I have on my desk a lovely book titled Informal English by Jeffrey Kacirk. I'm not certain it's much use when determining what a particular character, with a particular background would say in a given situation, but it's still great fun for browsing.

You do browse dictionaries for fun, right?

Here are a few that I like:

box of teeth: an accordion.

happifying: making happy.

Mississippi marbles: dice.

Jump in, please. Tell us the turns of phrases you hold nearest your heart.

We'd love to hear what flips your switch.


Elizabeth McKenzie said...

You're kidding. I won something? I'm sorry, I've been . . . well, busy and apparently remiss. I apologize. How can I get my address to you?
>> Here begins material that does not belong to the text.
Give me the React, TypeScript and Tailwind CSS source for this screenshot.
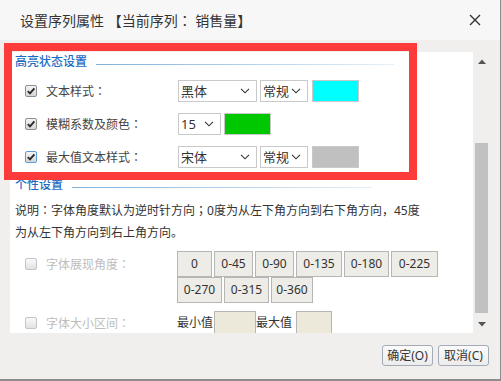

Elizabeth McKenzie said...

Your contact button doesn't work.

Kathleen Popa said...

Elizabeth, mail your address to novelmatters at gmail dot com. So glad we found you, and so thrilled you won!

Janet said...

I like the word kerfuffle. And a whole pile of other words that staunchly refuse to spring to mind now that you're asking for them.

Patti Hill said...

I was born in hog country. We'd be driving along, windows down, wind whipping our hair into our faces, and like walking into a post the air turned fetid. My mother would yell out, "OOH-WHEE! Fresh strawberries!"

I have no idea where she got the saying, but whenever I smell something,well, richly organic, I think of that saying. And strawberries come to mind. This is a good thing.

Later, when I was forbidden to swear, my friend and I came up with "Oh, fudge bunnies!" as a substitute. Still use it on occasion.

Janet, how do you use kerfuffle?

Janet said...

A kerfuffle is a state of noisy confusion, an uproar, a commotion.

There was quite a kerfuffle when Sally told her family of her intention to marry George.

Kathleen Popa said...

Oh Janet, yes, "kerfufle" is one of my husband's words. He has a lot of them, and like you, when I try to remember, I can't. Maybe I should just set him down and say, "Go on: talk."

But it reminds me of a couple more favorites: Try "fisty-cuffs." Sort of makes a fight sound like fun, don't you think?

Another favorite is "kahoots," to signify that someone is conspiring, "in kahoots" with someone else.

Janet said...

Those aren't perfectly normal words? I'm flabbergasted. Gobsmacked. To the point of having a conniption.

Latayne C. Scott said...

Part of my novel Latter-day Cipher takes place in Tennessee, the protagonist's home state. I had a ball choosing great phrases from there, familiar to me because both my husband and my parents grew up in west Tennessee.

Many of those phrases didn't survive the editorial process. Others which never made it into the manuscript were ones I couldn't find any written verification for. For instance, my husband's mom called stupid people something that sounded like "stornadel apes" or "stornadel idiots." Anybody ever heard that phrase?


Latayne C Scott

Unknown said...

My editor e-mailed me the other day with a favorite sentence from my current work (won't see light of day until next June!) - she loved:

"I followed at a rabbit's pace, nattering--yes, nattering like a jackhammer"

She and a friend are challenging each other on who can use the word "nattering" the best in their facebook status. :)

Being Canadian, I've noticed several small, but interesting differences between what is normal usage of words and what is considered "different" in the US.

My agent laughs at my referring to my children as "gaffers", and I recently noted on an interview an idea of mine that went into the "dustbin" - it was rubbish!

I enjoy fun "new" or less used words as long as the meaning is clear through context.